Em um ano marcado pela reconfiguração do comércio internacional e da geopolítica, movimento liderado pelos Estados Unidos, o Brasil se beneficia da mudança de rota dos investimentos, registrando um aumento nas operações de M&A com capital asiático, especialmente da China.
A conclusão é de um estudo do UBS BB, obtido com exclusividade pelo NeoFeed. O relatório aponta que investidores da Ásia representaram cerca de 40% do volume de M&As cross border no Brasil até meados de setembro, que totalizou US$ 12,5 bilhões — bem acima dos 17% registrados em 2024.
Considerando todas as operações, os asiáticos responderam por 14,5% do volume transacionado do período, que somou US$ 35,2 bilhões.
Para Anderson Brito, chefe do banco de investimento do UBS BB, esses dados são o indício de que o Brasil está se beneficiando da nova configuração global. E a expectativa é de intensificação desse movimento, com o banco vendo um aumento da participação asiática nos mandatos de operações no País.
“Observamos um aumento de cerca de 50% nas transações mandatadas por asiáticos em relação ao ano passado”, afirma Brito. “Há um fluxo relevante de investidores asiáticos interessados no Brasil.”
O levantamento mostra que cinco das 16 maiores transações de M&A anunciadas em 2025 têm participação asiática. Um exemplo é o fechamento de capital da Serena Energia, com o fundo soberano de Singapura, GIC, anunciado em maio.
A operação, de US$ 2,8 bilhões, realizada em parceria com uma controlada da General Atlantic, ficou atrás apenas da aquisição da fatia que faltava à Prio no Campo de Peregrino, por até US$ 3,5 bilhões.
Das cinco transações com participação asiática, três envolvem empresas chinesas. A maior foi firmada em fevereiro, quando a China Merchants adquiriu 70% da Vast Infraestrutura, operadora de transbordo de petróleo no Porto do Açu, por cerca de US$ 1 bilhão.

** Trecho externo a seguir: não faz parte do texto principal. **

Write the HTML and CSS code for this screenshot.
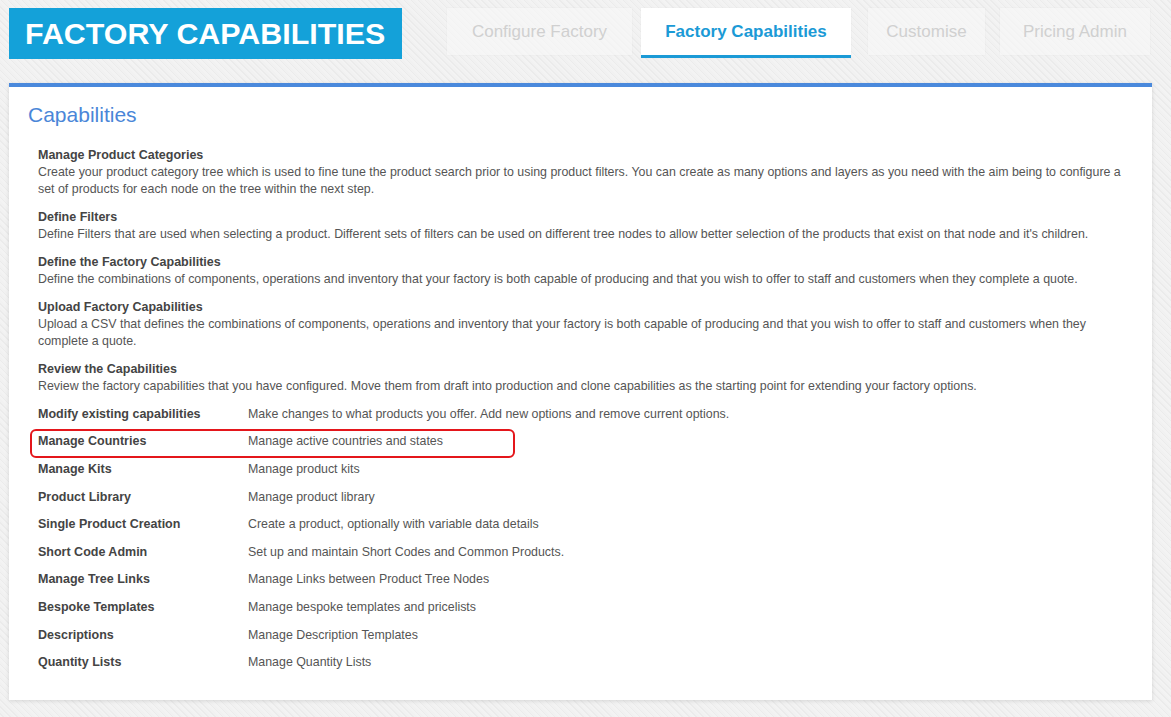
FILE: index.html
```html
<!DOCTYPE html>
<html lang="en">
<head>
  <meta charset="UTF-8">
  <title>Factory Capabilities</title>
  <link rel="stylesheet" href="styles.css">
</head>
<body>
  <div class="page">
    <header class="top-bar">
      <div class="brand">FACTORY CAPABILITIES</div>
      <nav class="tabs">
        <a class="tab tab-configure">Configure Factory</a>
        <a class="tab tab-capabilities active">Factory Capabilities</a>
        <a class="tab tab-customise">Customise</a>
        <a class="tab tab-pricing">Pricing Admin</a>
      </nav>
    </header>

    <section class="panel">
      <h2 class="panel-title">Capabilities</h2>

      <!-- steps with long descriptions -->
      <div class="cap-list">
        <div class="cap-block">
          <h3>Manage Product Categories</h3>
          <p>Create your product category tree which is used to fine tune the product search prior to using product filters. You can create as many options and layers as you need with the aim being to configure a set of products for each node on the tree within the next step.</p>
        </div>
        <div class="cap-block">
          <h3>Define Filters</h3>
          <p>Define Filters that are used when selecting a product. Different sets of filters can be used on different tree nodes to allow better selection of the products that exist on that node and it's children.</p>
        </div>
        <div class="cap-block">
          <h3>Define the Factory Capabilities</h3>
          <p>Define the combinations of components, operations and inventory that your factory is both capable of producing and that you wish to offer to staff and customers when they complete a quote.</p>
        </div>
        <div class="cap-block">
          <h3>Upload Factory Capabilities</h3>
          <p>Upload a CSV that defines the combinations of components, operations and inventory that your factory is both capable of producing and that you wish to offer to staff and customers when they complete a quote.</p>
        </div>
        <div class="cap-block">
          <h3>Review the Capabilities</h3>
          <p>Review the factory capabilities that you have configured. Move them from draft into production and clone capabilities as the starting point for extending your factory options.</p>
        </div>
      </div>

      <!-- short admin links -->
      <div class="cap-table">
        <div class="cap-row"><span class="cap-name">Modify existing capabilities</span><span class="cap-desc">Make changes to what products you offer. Add new options and remove current options.</span></div>
        <div class="cap-row highlight"><span class="cap-name">Manage Countries</span><span class="cap-desc">Manage active countries and states</span></div>
        <div class="cap-row"><span class="cap-name">Manage Kits</span><span class="cap-desc">Manage product kits</span></div>
        <div class="cap-row"><span class="cap-name">Product Library</span><span class="cap-desc">Manage product library</span></div>
        <div class="cap-row"><span class="cap-name">Single Product Creation</span><span class="cap-desc">Create a product, optionally with variable data details</span></div>
        <div class="cap-row"><span class="cap-name">Short Code Admin</span><span class="cap-desc">Set up and maintain Short Codes and Common Products.</span></div>
        <div class="cap-row"><span class="cap-name">Manage Tree Links</span><span class="cap-desc">Manage Links between Product Tree Nodes</span></div>
        <div class="cap-row"><span class="cap-name">Bespoke Templates</span><span class="cap-desc">Manage bespoke templates and pricelists</span></div>
        <div class="cap-row"><span class="cap-name">Descriptions</span><span class="cap-desc">Manage Description Templates</span></div>
        <div class="cap-row"><span class="cap-name">Quantity Lists</span><span class="cap-desc">Manage Quantity Lists</span></div>
      </div>
    </section>
  </div>
</body>
</html>
```

FILE: styles.css
```css
* {
  margin: 0;
  padding: 0;
  box-sizing: border-box;
}

html, body {
  height: 100%;
  font-family: "Liberation Sans", Arial, sans-serif;
  background-color: #efefef;
  background-image: repeating-linear-gradient(45deg, #f3f3f3 0 2px, #ebebeb 2px 3px, #f1f1f1 3px 5px);
}

.page {
  padding: 8px 19px 0 9px;
}

/* header: brand block + tabs */
.top-bar {
  display: flex;
  align-items: flex-start;
  height: 75px;
}

.brand {
  width: 393px;
  height: 51px;
  background-color: #14a1d9;
  color: #fff;
  font-size: 30.4px;
  font-weight: bold;
  padding-left: 16px;
  line-height: 51px;
  white-space: nowrap;
}

.tabs {
  display: flex;
  margin-left: 45px;
}

.tab {
  display: flex;
  align-items: center;
  justify-content: center;
  height: 47px;
  color: #d0d0d0;
  font-size: 17px;
  background-color: rgba(248, 248, 248, 0.6);
  box-shadow: 0 0 2px rgba(0, 0, 0, 0.04);
  white-space: nowrap;
}

.tab-configure { width: 185px; }
.tab-capabilities { width: 210px; margin-left: 9px; }
.tab-customise { width: 117px; margin-left: 17px; }
.tab-pricing { width: 150px; margin-left: 15px; }

.tab.active {
  height: 50px;
  background-color: #fff;
  color: #1b9ad6;
  font-size: 17px;
  font-weight: bold;
  border-bottom: 3px solid #1b9ad6;
}

/* main white panel */
.panel {
  background-color: #fff;
  border-top: 4px solid #4a89dc;
  box-shadow: 0 1px 4px rgba(0, 0, 0, 0.12);
  height: 617px;
  padding: 16px 24px 0 19px;
}

.panel-title {
  font-size: 21px;
  font-weight: normal;
  color: #4a86d8;
  line-height: 24px;
  margin-bottom: 20px;
}

.cap-list {
  padding-left: 10px;
}

.cap-block {
  margin-bottom: 11px;
}

.cap-block:last-child {
  margin-bottom: 5px;
}

.cap-block h3 {
  font-size: 12.5px;
  font-weight: bold;
  color: #444;
  line-height: 17px;
}

.cap-block p {
  font-size: 12.4px;
  color: #555;
  line-height: 17px;
}

.cap-table {
  padding-left: 10px;
}

.cap-row {
  display: grid;
  grid-template-columns: 210px 1fr;
  align-items: center;
  height: 27.6px;
  position: relative;
}

.cap-name {
  font-size: 12.5px;
  font-weight: bold;
  color: #444;
}

.cap-desc {
  font-size: 12.4px;
  color: #555;
}

/* red annotation round one row */
.cap-row.highlight::after {
  content: '';
  box-sizing: border-box;
  position: absolute;
  left: -8px;
  top: 1px;
  width: 485px;
  height: 29px;
  border: 2px solid #e4161b;
  border-radius: 6px;
}
```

No primeiro semestre, os investimentos diretos da China no Brasil somaram US$ 379 milhões, com expectativa de alcançar US$ 758 milhões até o fim do ano, quando os dados são anualizados — o maior nível desde 2014.
Esse interesse é impulsionado pelas restrições impostas pelos Estados Unidos à China, que limitam a aquisição de ativos e setores estratégicos, além da imprevisibilidade do presidente Donald Trump. O Brasil, por sua vez, mantém boas relações com a China e outras nações, ajudando a atrair recursos que antes iriam para o mercado americano.
“Clientes de diversos setores, incluindo chineses já alocados nos EUA, relatam que novos negócios não devem ocorrer lá, devido à incerteza nas relações bilaterais”, diz Brito. “Como o Brasil é o maior parceiro comercial da China e possui um mercado amplo, torna-se um alvo natural.”
Os ativos que mais atraem asiáticos são de infraestrutura, energia, mineração e óleo e gás — setores defensivos e com geração de caixa. Também há interesse em áreas cíclicas, como varejo e tecnologia, com foco em consolidação.
Potencial de alta
Enquanto asiáticos ampliam sua presença, os europeus mantêm sua tradicional posição de grandes compradores de ativos brasileiros, com as operações de companhias do Velho Continente representando 42% do volume total em 2025. Assim como os asiáticos, os europeus focam em infraestrutura e energia.
A participação dos Estados Unidos diminuiu, não por retração deliberada, mas pelo avanço asiático. Ainda assim, os americanos realizaram transações relevantes, como a compra da Suvinil pela Sherwin-Williams, por US$ 1,15 bilhão, e a participação no fechamento de capital da Serena.
O crescimento asiático e a consolidação europeia ocorrem num momento em que o volume de M&As no Brasil subiu 28% em relação ao ano anterior. As operações cross border representam 35% do total, acima dos 20% de 2024.
Apesar dos avanços, os números ainda estão abaixo da média dos últimos dez anos. O volume atual soma US$ 30 bilhões, podendo chegar a US$ 47 bilhões ao fim do ano — pouco abaixo da média histórica de US$ 50 bilhões. “O Brasil está crescendo, mas há espaço para mais”, diz Brito.
Um fator que pode impulsionar esse crescimento é a estabilidade cambial. Segundo Brito, após a volatilidade de 2024, a perspectiva de estabilidade traz segurança ao investidor de longo prazo, que não demonstra receio com as eleições nem com o câmbio.
“Um cenário mais estável e previsível, com menor volatilidade implícita, gera conforto para avançar nas transações de M&A”, afirma.